## Set problem
Look at the data below and print exactly the lines from its first line through the line with "23.500Q4 21 1.500"; the pictures stay out of the copy.

## Source material
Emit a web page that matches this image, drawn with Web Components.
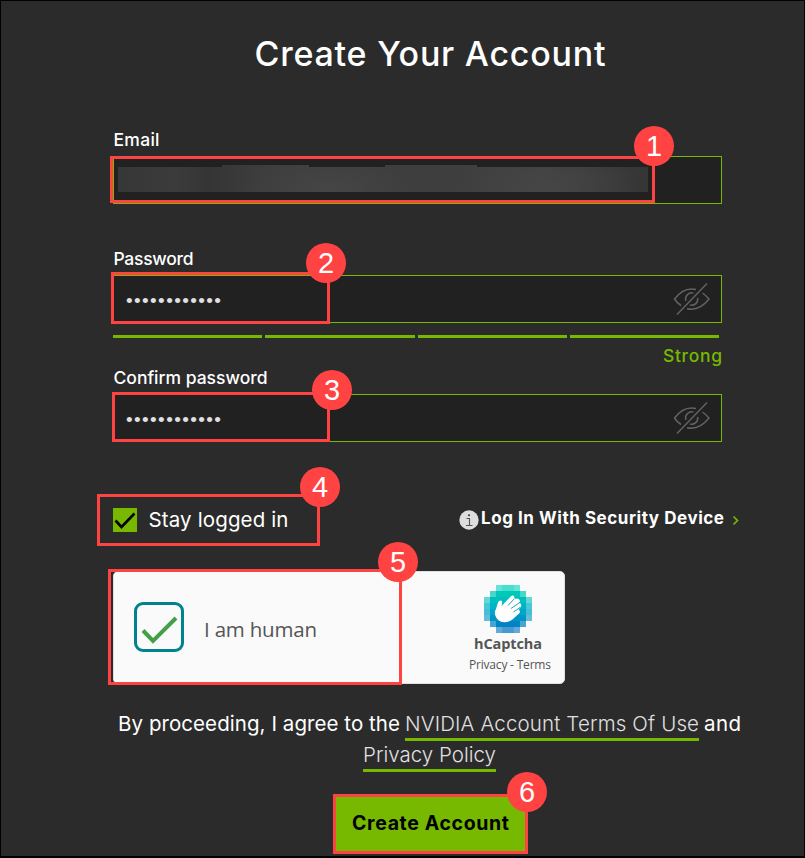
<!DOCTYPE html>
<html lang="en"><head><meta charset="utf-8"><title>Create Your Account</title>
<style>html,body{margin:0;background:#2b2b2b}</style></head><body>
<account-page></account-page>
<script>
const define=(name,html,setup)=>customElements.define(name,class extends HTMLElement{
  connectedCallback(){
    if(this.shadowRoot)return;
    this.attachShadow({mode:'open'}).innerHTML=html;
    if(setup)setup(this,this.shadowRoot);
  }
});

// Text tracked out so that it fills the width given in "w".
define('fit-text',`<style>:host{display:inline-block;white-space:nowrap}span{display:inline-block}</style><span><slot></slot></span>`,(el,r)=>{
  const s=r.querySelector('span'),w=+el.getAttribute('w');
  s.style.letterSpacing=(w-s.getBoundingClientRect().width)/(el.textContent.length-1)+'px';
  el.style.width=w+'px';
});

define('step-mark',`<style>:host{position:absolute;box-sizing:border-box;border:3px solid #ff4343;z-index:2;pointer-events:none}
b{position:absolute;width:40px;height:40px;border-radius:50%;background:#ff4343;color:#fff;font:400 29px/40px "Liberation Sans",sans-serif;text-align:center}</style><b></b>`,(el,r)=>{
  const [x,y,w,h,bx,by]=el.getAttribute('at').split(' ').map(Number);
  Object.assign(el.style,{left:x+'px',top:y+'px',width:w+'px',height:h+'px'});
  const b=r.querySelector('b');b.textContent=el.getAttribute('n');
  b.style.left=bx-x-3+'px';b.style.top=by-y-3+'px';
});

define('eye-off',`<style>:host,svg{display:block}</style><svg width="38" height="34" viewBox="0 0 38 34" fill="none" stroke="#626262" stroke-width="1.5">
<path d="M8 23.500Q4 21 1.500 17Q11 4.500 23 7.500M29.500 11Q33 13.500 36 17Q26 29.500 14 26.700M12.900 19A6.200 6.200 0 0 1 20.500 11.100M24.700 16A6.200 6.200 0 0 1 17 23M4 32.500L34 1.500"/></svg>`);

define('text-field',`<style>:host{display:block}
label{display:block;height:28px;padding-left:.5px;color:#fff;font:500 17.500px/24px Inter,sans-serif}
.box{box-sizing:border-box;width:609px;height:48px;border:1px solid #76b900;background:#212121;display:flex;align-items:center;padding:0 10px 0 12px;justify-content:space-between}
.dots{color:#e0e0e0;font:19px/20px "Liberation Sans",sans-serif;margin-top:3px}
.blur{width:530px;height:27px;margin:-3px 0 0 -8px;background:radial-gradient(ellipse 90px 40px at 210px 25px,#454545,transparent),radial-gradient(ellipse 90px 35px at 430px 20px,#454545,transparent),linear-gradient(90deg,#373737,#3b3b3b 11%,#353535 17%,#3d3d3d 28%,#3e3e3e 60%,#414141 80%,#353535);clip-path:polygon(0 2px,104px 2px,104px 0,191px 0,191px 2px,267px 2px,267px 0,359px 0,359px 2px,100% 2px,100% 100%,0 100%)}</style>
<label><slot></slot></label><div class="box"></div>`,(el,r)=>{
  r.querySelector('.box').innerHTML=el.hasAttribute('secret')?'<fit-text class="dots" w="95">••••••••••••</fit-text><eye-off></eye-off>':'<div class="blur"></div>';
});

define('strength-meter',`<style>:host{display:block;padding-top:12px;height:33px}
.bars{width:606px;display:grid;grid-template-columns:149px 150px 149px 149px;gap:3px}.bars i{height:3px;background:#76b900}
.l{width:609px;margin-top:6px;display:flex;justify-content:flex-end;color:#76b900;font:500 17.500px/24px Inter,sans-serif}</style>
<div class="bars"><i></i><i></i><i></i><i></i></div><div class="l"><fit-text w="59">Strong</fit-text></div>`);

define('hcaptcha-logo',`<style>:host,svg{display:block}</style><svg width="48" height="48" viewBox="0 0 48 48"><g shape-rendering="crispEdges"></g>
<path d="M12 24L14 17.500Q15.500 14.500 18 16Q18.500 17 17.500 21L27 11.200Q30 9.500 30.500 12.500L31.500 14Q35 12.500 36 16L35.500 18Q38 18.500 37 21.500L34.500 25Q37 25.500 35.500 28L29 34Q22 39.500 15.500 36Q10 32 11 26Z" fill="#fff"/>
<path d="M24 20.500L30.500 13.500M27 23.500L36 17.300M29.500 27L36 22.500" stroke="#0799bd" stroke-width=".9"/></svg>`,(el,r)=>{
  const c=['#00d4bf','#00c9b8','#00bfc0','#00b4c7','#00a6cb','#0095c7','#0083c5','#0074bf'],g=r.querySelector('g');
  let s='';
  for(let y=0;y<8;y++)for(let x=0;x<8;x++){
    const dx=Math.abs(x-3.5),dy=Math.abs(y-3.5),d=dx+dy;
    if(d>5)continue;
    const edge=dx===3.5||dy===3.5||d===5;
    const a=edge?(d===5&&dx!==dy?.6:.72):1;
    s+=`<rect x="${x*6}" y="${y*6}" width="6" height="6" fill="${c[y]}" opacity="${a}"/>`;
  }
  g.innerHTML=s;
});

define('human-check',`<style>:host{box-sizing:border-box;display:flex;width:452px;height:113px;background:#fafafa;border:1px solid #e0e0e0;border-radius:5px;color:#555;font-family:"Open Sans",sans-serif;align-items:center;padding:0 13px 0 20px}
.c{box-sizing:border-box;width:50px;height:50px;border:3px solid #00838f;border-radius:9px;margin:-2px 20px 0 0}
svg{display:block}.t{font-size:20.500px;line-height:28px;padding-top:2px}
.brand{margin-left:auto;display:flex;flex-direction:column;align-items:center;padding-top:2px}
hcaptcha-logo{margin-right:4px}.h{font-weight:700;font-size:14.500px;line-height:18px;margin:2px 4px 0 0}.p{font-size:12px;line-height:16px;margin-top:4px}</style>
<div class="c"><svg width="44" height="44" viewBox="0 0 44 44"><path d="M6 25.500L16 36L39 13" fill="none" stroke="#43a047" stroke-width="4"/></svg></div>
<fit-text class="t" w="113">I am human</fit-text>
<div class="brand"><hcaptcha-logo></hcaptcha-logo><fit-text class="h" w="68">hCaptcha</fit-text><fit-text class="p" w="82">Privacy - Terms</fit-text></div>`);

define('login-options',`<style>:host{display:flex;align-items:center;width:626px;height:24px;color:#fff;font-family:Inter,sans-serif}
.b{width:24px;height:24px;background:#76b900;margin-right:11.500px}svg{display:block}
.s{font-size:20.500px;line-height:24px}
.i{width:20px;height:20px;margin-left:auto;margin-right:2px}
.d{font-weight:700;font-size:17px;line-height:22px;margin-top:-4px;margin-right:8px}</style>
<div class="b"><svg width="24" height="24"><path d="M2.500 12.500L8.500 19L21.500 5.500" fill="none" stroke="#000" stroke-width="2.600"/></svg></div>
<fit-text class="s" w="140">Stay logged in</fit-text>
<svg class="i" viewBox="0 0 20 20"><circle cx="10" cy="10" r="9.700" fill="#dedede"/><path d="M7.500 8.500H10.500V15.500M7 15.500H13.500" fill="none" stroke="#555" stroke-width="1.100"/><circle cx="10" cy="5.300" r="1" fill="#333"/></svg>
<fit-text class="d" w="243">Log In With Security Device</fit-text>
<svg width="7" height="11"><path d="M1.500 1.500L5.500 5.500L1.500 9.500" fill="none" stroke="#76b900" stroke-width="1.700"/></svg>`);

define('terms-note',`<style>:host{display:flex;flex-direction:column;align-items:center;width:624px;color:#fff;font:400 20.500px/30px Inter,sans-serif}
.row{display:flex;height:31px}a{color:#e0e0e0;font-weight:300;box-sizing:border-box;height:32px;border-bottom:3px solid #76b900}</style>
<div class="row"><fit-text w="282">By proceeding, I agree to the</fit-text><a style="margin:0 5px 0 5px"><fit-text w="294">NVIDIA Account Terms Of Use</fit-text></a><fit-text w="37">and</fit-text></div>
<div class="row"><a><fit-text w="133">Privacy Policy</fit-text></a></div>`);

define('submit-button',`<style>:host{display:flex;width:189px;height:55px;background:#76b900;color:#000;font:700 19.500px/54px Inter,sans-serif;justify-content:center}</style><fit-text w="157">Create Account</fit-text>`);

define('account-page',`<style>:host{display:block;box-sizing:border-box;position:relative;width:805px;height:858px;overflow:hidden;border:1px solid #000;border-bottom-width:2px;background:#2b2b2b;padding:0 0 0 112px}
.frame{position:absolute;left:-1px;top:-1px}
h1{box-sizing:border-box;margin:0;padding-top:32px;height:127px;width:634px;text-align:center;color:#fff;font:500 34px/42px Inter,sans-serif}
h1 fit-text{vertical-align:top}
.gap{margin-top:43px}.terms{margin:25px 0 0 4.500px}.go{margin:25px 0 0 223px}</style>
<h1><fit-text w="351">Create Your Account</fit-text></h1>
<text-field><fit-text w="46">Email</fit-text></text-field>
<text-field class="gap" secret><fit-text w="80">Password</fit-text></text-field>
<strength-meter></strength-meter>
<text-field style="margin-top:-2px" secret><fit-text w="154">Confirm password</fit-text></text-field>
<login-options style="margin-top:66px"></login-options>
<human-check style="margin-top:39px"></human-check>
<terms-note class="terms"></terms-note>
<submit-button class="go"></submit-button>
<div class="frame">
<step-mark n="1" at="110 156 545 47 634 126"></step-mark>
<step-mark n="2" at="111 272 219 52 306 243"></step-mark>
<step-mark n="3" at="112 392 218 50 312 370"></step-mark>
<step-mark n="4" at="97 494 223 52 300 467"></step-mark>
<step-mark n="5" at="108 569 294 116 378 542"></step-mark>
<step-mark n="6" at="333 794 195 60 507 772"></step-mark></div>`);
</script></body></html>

## Complete output
Emit a web page that matches this image, drawn with Web Components.
<!DOCTYPE html>
<html lang="en"><head><meta charset="utf-8"><title>Create Your Account</title>
<style>html,body{margin:0;background:#2b2b2b}</style></head><body>
<account-page></account-page>
<script>
const define=(name,html,setup)=>customElements.define(name,class extends HTMLElement{
  connectedCallback(){
    if(this.shadowRoot)return;
    this.attachShadow({mode:'open'}).innerHTML=html;
    if(setup)setup(this,this.shadowRoot);
  }
});

// Text tracked out so that it fills the width given in "w".
define('fit-text',`<style>:host{display:inline-block;white-space:nowrap}span{display:inline-block}</style><span><slot></slot></span>`,(el,r)=>{
  const s=r.querySelector('span'),w=+el.getAttribute('w');
  s.style.letterSpacing=(w-s.getBoundingClientRect().width)/(el.textContent.length-1)+'px';
  el.style.width=w+'px';
});

define('step-mark',`<style>:host{position:absolute;box-sizing:border-box;border:3px solid #ff4343;z-index:2;pointer-events:none}
b{position:absolute;width:40px;height:40px;border-radius:50%;background:#ff4343;color:#fff;font:400 29px/40px "Liberation Sans",sans-serif;text-align:center}</style><b></b>`,(el,r)=>{
  const [x,y,w,h,bx,by]=el.getAttribute('at').split(' ').map(Number);
  Object.assign(el.style,{left:x+'px',top:y+'px',width:w+'px',height:h+'px'});
  const b=r.querySelector('b');b.textContent=el.getAttribute('n');
  b.style.left=bx-x-3+'px';b.style.top=by-y-3+'px';
});

define('eye-off',`<style>:host,svg{display:block}</style><svg width="38" height="34" viewBox="0 0 38 34" fill="none" stroke="#626262" stroke-width="1.5">
<path d="M8 23.500Q4 21 1.500 17Q11 4.500 23 7.500M29.500 11Q33 13.500 36 17Q26 29.500 14 26.700M12.900 19A6.200 6.200 0 0 1 20.500 11.100M24.700 16A6.200 6.200 0 0 1 17 23M4 32.500L34 1.500"/></svg>`);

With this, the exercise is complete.